> [Problem description] Across the entries below, how many lines contain the string "styled"? Give only the count.

___ Dataset extract

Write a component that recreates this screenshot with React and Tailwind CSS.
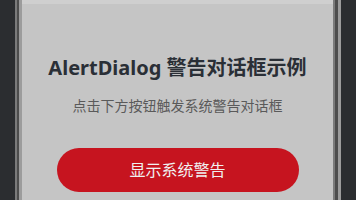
export default function App() {
  return (
    <div className="flex h-[200px] w-[356px] overflow-hidden bg-[#2b2d30]" style={{ fontFamily: '"Noto Sans", "Noto Sans CJK SC", sans-serif' }}>
      <div className="w-[15px] shrink-0" />
      {/* phone frame, left edge */}
      <div className="w-[2px] shrink-0 bg-[#7b7b7b]" />
      <div className="w-[2px] shrink-0 bg-[#4d4d4d]" />
      <div className="w-[3px] shrink-0 bg-[#9c9c9c]" />

      <div className="flex flex-1 flex-col items-center bg-[#c5c5c5]">
        <div className="h-[4px] w-full bg-[#cfcfcf]" />
        <h1 className="mt-[50px] text-[20px] font-bold leading-[28px] text-[#2a2f36]">AlertDialog 警告对话框示例</h1>
        <p className="mt-[14px] text-[14px] leading-[20px] text-[#5a5a5a]">点击下方按钮触发系统警告对话框</p>
        <button className="mt-[32px] flex h-[44px] w-[242px] items-center justify-center rounded-full bg-[#c6141f] text-[16px] text-[#f0f0f0]">
          显示系统警告
        </button>
      </div>

      {/* phone frame, right edge */}
      <div className="w-[2px] shrink-0 bg-[#7b7b7b]" />
      <div className="w-[3px] shrink-0 bg-[#4d4d4d]" />
      <div className="w-[3px] shrink-0 bg-[#9c9c9c]" />
      <div className="w-[15px] shrink-0" />
    </div>
  );
}
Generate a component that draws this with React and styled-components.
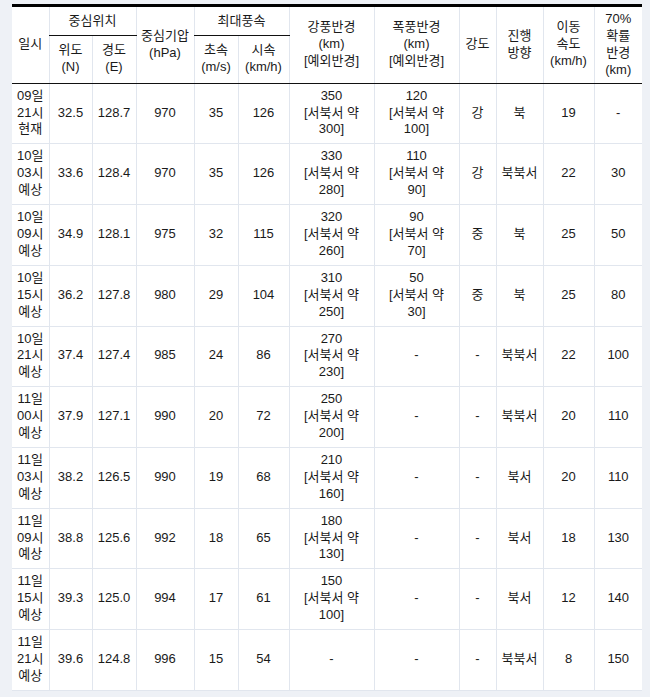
import React from "react";
import styled, { createGlobalStyle } from "styled-components";

const GlobalStyle = createGlobalStyle`
  html, body {
    margin: 0;
    background: #eef1f6;
  }
  body {
    font-family: "Liberation Sans", "Noto Sans CJK KR", sans-serif;
    color: #1a1a1a;
  }
`;

const rows = [
  { date: ["09일", "21시", "현재"], lat: "32.5", lon: "128.7", hpa: "970", ms: "35", kmh: "126", gale: ["350", "[서북서 약", "300]"], storm: ["120", "[서북서 약", "100]"], power: "강", dir: "북", speed: "19", radius: "-" },
  { date: ["10일", "03시", "예상"], lat: "33.6", lon: "128.4", hpa: "970", ms: "35", kmh: "126", gale: ["330", "[서북서 약", "280]"], storm: ["110", "[서북서 약", "90]"], power: "강", dir: "북북서", speed: "22", radius: "30" },
  { date: ["10일", "09시", "예상"], lat: "34.9", lon: "128.1", hpa: "975", ms: "32", kmh: "115", gale: ["320", "[서북서 약", "260]"], storm: ["90", "[서북서 약", "70]"], power: "중", dir: "북", speed: "25", radius: "50" },
  { date: ["10일", "15시", "예상"], lat: "36.2", lon: "127.8", hpa: "980", ms: "29", kmh: "104", gale: ["310", "[서북서 약", "250]"], storm: ["50", "[서북서 약", "30]"], power: "중", dir: "북", speed: "25", radius: "80" },
  { date: ["10일", "21시", "예상"], lat: "37.4", lon: "127.4", hpa: "985", ms: "24", kmh: "86", gale: ["270", "[서북서 약", "230]"], storm: ["-"], power: "-", dir: "북북서", speed: "22", radius: "100" },
  { date: ["11일", "00시", "예상"], lat: "37.9", lon: "127.1", hpa: "990", ms: "20", kmh: "72", gale: ["250", "[서북서 약", "200]"], storm: ["-"], power: "-", dir: "북북서", speed: "20", radius: "110" },
  { date: ["11일", "03시", "예상"], lat: "38.2", lon: "126.5", hpa: "990", ms: "19", kmh: "68", gale: ["210", "[서북서 약", "160]"], storm: ["-"], power: "-", dir: "북서", speed: "20", radius: "110" },
  { date: ["11일", "09시", "예상"], lat: "38.8", lon: "125.6", hpa: "992", ms: "18", kmh: "65", gale: ["180", "[서북서 약", "130]"], storm: ["-"], power: "-", dir: "북서", speed: "18", radius: "130" },
  { date: ["11일", "15시", "예상"], lat: "39.3", lon: "125.0", hpa: "994", ms: "17", kmh: "61", gale: ["150", "[서북서 약", "100]"], storm: ["-"], power: "-", dir: "북서", speed: "12", radius: "140" },
  { date: ["11일", "21시", "예상"], lat: "39.6", lon: "124.8", hpa: "996", ms: "15", kmh: "54", gale: ["-"], storm: ["-"], power: "-", dir: "북북서", speed: "8", radius: "150" },
];

const colWidths = [37, 43, 44, 58, 44, 51, 85, 85, 37, 47, 51, 48];

const Page = styled.div`
  padding: 4px 8px 8px 12px;
`;

const Table = styled.table`
  width: 630px;
  table-layout: fixed;
  border-collapse: collapse;
  background: #fff;
  border-top: 3px solid #000;
  font-size: 13px;
  line-height: 16.9px;
  text-align: center;
`;

const Th = styled.th`
  font-weight: normal;
  padding: 4px 0;
  border-left: 1px solid #e1e6ee;
  border-bottom: 1px solid #111;
  vertical-align: middle;
  &:first-child {
    border-left: none;
  }
`;

const SubTh = styled(Th)`
  &:first-child {
    border-left: 1px solid #e1e6ee;
  }
`;

const Td = styled.td`
  padding: 4px 0 5px;
  border-left: 1px solid #e1e6ee;
  border-bottom: 1px solid #e1e6ee;
  vertical-align: middle;
  &:first-child {
    border-left: none;
  }
`;

const Lines = ({ items }) =>
  items.map((t, i) => (
    <React.Fragment key={i}>
      {i > 0 && <br />}
      {t}
    </React.Fragment>
  ));

export default function App() {
  return (
    <Page>
      <GlobalStyle />
      <Table>
        <colgroup>
          {colWidths.map((w, i) => (
            <col key={i} style={{ width: w }} />
          ))}
        </colgroup>
        <thead>
          <tr>
            <Th rowSpan={2}>일시</Th>
            <Th colSpan={2}>중심위치</Th>
            <Th rowSpan={2}><Lines items={["중심기압", "(hPa)"]} /></Th>
            <Th colSpan={2}>최대풍속</Th>
            <Th rowSpan={2}><Lines items={["강풍반경", "(km)", "[예외반경]"]} /></Th>
            <Th rowSpan={2}><Lines items={["폭풍반경", "(km)", "[예외반경]"]} /></Th>
            <Th rowSpan={2}>강도</Th>
            <Th rowSpan={2}><Lines items={["진행", "방향"]} /></Th>
            <Th rowSpan={2}><Lines items={["이동", "속도", "(km/h)"]} /></Th>
            <Th rowSpan={2}><Lines items={["70%", "확률", "반경", "(km)"]} /></Th>
          </tr>
          <tr>
            <SubTh><Lines items={["위도", "(N)"]} /></SubTh>
            <SubTh><Lines items={["경도", "(E)"]} /></SubTh>
            <SubTh><Lines items={["초속", "(m/s)"]} /></SubTh>
            <SubTh><Lines items={["시속", "(km/h)"]} /></SubTh>
          </tr>
        </thead>
        <tbody>
          {rows.map((r, i) => (
            <tr key={i}>
              <Td><Lines items={r.date} /></Td>
              <Td>{r.lat}</Td>
              <Td>{r.lon}</Td>
              <Td>{r.hpa}</Td>
              <Td>{r.ms}</Td>
              <Td>{r.kmh}</Td>
              <Td><Lines items={r.gale} /></Td>
              <Td><Lines items={r.storm} /></Td>
              <Td>{r.power}</Td>
              <Td>{r.dir}</Td>
              <Td>{r.speed}</Td>
              <Td>{r.radius}</Td>
            </tr>
          ))}
        </tbody>
      </Table>
    </Page>
  );
}
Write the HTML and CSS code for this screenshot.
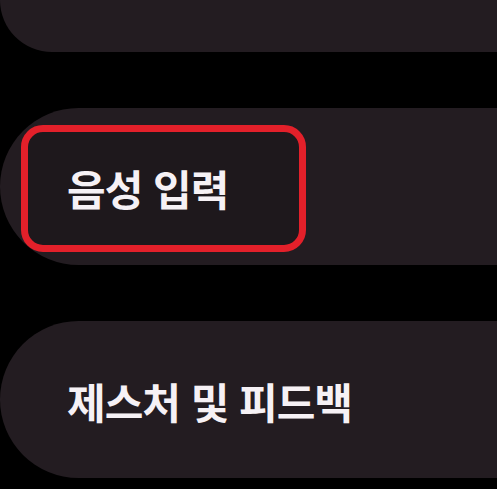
FILE: index.html
```html
<!DOCTYPE html>
<html lang="ko">
<head>
  <meta charset="UTF-8">
  <title>설정 메뉴</title>
  <meta name="viewport" content="width=device-width, initial-scale=1">
  <link rel="stylesheet" href="styles.css">
</head>
<body>
<ul class="menu">
  <li class="menu-item cut-top"></li>
  <li class="menu-item">
    <span class="focus-ring">
      <span class="label">음성 입력</span>
    </span>
  </li>
  <li class="menu-item">
    <span class="label plain">제스처 및 피드백</span>
  </li>
</ul>
</body>
</html>
```

FILE: styles.css
```css
html, body {
    margin: 0;
    background: #000;
    height: 100%;
    overflow: hidden;
}

.menu {
    list-style: none;
    margin: 0;
    padding: 0;
    display: flex;
    flex-direction: column;
    gap: 56px;
}

.menu-item {
    height: 157px;
    background: #231c21;
    border-radius: 79px 0 0 79px;
    display: flex;
    align-items: center;
}

/* first row is scrolled mostly out of view */
.menu-item.cut-top {
    height: 52px;
    border-radius: 0 0 0 79px;
}

.focus-ring {
    box-sizing: border-box;
    margin-left: 21px;
    margin-top: 3px;
    width: 285px;
    height: 127px;
    border: 7px solid #e3202a;
    border-radius: 22px;
    background: #1e181c;
    display: flex;
    align-items: center;
    padding-left: 39px;
}

.label {
    font-family: "Noto Sans CJK KR", "Noto Sans", sans-serif;
    font-weight: 700;
    font-size: 42px;
    letter-spacing: -1px;
    color: #f6f1f5;
    line-height: 1;
}

.label.plain {
    margin-left: 67px;
    margin-top: 3px;
}
```
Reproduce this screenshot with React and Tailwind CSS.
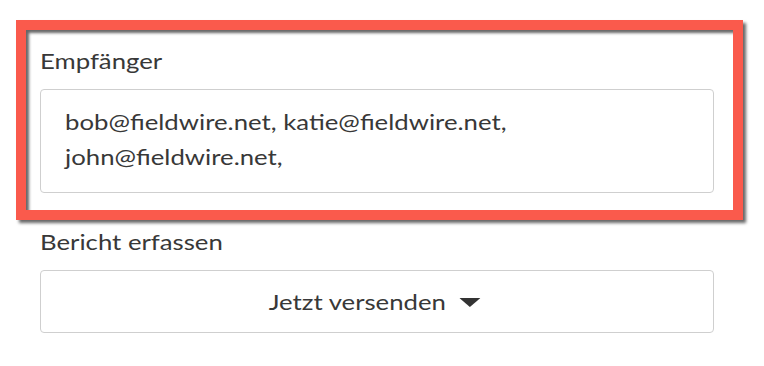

______

> [Full output] 7